What needs to be done => Using the listing below, extract each line that has the word "component" in it.

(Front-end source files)
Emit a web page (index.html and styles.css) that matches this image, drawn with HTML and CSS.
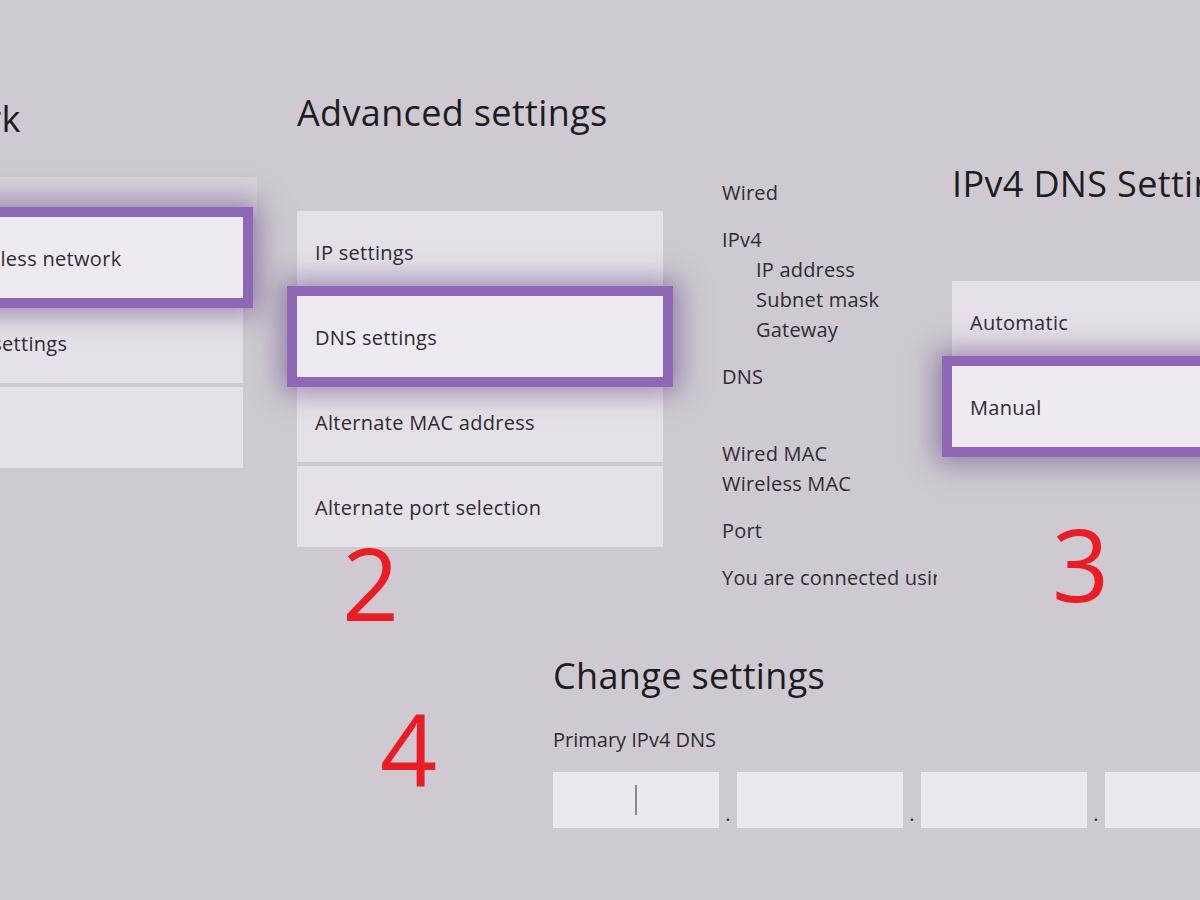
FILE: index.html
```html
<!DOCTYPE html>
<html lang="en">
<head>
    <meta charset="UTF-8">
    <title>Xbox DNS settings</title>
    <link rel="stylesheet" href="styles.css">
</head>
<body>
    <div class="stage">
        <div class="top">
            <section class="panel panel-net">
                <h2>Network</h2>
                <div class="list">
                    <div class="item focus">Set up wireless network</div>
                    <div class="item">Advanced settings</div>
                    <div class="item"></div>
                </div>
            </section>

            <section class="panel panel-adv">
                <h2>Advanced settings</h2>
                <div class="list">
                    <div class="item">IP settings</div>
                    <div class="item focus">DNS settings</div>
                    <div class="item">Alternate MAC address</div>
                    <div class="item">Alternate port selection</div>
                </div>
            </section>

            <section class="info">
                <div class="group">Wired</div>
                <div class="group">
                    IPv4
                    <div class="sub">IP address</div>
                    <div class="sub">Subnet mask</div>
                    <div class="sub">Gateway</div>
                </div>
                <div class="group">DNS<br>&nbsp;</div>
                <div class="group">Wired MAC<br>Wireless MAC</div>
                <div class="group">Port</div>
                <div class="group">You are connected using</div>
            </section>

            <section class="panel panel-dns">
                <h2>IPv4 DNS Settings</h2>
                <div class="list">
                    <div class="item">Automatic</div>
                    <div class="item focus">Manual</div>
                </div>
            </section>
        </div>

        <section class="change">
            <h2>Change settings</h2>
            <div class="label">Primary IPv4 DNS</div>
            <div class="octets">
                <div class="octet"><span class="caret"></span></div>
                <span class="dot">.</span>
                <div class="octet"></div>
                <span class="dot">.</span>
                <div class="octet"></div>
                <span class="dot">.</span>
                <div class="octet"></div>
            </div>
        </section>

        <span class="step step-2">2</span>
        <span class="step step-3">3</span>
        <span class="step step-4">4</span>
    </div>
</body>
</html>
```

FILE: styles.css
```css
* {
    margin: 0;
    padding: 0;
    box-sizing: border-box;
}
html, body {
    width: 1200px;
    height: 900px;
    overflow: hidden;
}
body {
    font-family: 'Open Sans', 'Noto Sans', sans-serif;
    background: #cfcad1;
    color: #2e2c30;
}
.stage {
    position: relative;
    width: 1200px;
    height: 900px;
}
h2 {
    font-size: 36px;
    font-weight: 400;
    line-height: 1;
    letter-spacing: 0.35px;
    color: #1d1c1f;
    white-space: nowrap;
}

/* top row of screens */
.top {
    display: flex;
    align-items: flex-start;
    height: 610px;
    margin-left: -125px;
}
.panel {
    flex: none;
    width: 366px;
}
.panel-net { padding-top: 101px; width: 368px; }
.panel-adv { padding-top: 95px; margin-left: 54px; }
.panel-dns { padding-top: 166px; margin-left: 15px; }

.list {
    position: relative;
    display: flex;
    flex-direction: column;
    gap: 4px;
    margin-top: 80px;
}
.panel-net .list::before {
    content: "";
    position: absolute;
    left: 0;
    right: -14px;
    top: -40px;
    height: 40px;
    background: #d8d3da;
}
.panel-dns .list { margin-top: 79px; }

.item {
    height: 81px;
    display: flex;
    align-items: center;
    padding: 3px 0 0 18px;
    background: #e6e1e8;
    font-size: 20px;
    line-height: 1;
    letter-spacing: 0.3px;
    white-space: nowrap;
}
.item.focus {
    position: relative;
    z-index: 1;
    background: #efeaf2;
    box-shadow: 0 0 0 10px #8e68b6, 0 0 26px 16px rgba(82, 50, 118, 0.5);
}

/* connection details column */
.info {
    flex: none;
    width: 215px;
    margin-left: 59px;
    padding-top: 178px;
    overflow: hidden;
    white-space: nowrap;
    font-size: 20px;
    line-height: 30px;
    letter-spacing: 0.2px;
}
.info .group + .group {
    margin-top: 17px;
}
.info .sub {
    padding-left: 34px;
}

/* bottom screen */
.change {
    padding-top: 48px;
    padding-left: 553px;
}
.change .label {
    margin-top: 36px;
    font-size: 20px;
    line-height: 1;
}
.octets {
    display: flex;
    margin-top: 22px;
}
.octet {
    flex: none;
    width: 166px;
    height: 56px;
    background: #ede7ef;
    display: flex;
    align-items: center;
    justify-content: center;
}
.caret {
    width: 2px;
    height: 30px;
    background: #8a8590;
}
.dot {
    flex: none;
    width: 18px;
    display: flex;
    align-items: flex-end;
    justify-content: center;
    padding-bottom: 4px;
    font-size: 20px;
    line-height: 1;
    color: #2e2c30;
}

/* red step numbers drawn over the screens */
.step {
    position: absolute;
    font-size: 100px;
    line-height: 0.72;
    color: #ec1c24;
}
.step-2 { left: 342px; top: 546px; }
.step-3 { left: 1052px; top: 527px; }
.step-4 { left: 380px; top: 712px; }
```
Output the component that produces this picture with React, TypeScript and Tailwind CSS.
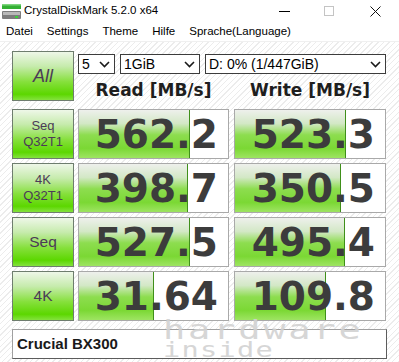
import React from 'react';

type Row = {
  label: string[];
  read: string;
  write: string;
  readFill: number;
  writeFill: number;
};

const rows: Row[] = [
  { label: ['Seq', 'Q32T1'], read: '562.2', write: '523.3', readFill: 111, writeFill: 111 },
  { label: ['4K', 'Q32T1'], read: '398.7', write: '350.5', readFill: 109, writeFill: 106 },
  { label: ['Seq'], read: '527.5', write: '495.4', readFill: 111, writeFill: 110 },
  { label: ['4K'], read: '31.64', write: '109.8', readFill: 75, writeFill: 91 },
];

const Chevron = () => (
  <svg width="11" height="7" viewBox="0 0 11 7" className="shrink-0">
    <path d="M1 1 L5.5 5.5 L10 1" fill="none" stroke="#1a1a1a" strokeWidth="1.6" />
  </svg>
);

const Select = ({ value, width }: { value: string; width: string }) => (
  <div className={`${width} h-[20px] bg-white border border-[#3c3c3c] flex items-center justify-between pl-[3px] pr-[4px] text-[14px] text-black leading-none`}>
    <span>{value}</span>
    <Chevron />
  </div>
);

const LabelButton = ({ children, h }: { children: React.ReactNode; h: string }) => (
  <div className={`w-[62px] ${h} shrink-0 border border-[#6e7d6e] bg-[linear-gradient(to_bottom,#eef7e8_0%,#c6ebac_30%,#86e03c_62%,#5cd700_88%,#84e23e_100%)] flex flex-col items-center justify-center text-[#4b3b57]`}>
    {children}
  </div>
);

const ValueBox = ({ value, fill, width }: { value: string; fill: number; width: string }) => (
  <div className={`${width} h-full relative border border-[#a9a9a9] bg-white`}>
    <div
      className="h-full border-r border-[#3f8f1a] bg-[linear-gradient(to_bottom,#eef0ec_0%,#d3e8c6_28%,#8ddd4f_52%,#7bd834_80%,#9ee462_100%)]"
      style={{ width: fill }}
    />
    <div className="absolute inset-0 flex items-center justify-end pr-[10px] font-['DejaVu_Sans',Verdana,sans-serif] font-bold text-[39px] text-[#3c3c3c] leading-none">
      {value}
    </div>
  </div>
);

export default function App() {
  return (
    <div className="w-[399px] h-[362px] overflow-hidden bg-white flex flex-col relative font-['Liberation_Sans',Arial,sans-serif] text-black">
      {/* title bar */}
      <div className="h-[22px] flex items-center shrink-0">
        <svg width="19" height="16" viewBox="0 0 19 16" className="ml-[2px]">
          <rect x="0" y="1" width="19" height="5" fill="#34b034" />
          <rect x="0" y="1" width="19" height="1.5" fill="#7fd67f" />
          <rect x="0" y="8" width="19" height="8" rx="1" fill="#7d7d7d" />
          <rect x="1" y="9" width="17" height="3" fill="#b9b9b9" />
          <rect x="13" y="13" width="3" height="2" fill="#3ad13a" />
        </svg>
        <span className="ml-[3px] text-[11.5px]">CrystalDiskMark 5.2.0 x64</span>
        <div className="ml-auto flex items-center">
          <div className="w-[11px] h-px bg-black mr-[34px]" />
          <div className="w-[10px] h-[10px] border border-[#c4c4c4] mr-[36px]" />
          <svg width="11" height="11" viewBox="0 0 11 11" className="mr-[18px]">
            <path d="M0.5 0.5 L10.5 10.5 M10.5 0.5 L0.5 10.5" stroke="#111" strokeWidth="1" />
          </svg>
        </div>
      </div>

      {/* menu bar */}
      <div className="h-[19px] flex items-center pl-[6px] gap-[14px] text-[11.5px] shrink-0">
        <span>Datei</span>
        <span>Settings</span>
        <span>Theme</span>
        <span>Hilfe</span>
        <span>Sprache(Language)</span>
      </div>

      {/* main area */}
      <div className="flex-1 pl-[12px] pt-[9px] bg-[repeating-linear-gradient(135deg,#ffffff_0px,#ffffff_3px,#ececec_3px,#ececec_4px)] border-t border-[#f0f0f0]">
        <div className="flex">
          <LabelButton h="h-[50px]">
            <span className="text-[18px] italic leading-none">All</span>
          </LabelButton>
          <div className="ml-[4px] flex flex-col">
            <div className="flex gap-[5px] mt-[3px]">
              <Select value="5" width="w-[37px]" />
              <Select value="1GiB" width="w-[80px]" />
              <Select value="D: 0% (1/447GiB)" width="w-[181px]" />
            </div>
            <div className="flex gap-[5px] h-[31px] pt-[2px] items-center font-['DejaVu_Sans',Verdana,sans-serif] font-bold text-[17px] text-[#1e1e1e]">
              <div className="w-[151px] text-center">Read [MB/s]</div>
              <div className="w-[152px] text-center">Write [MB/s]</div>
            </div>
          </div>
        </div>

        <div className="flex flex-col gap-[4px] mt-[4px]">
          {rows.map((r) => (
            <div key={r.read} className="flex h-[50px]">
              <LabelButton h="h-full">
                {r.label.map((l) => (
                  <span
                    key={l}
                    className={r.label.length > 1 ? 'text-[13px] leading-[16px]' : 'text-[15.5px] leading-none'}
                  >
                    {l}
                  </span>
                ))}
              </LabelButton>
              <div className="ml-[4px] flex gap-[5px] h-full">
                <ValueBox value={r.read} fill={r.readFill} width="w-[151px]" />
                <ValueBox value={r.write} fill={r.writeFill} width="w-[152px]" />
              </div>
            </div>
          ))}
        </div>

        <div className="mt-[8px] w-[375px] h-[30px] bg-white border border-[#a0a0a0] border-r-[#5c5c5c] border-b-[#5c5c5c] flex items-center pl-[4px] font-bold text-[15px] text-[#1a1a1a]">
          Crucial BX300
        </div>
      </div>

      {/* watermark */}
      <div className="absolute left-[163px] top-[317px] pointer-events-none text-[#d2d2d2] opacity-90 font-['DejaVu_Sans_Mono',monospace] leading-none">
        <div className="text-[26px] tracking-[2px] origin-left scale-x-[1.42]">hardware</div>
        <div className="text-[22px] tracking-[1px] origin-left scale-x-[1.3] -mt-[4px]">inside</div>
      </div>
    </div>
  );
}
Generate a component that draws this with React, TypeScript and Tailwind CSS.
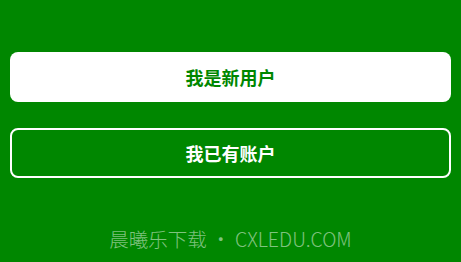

Solution to the exercise =>
Output the component that produces this picture with React, TypeScript and Tailwind CSS.
Generate a component that draws this with React, TypeScript and Tailwind CSS.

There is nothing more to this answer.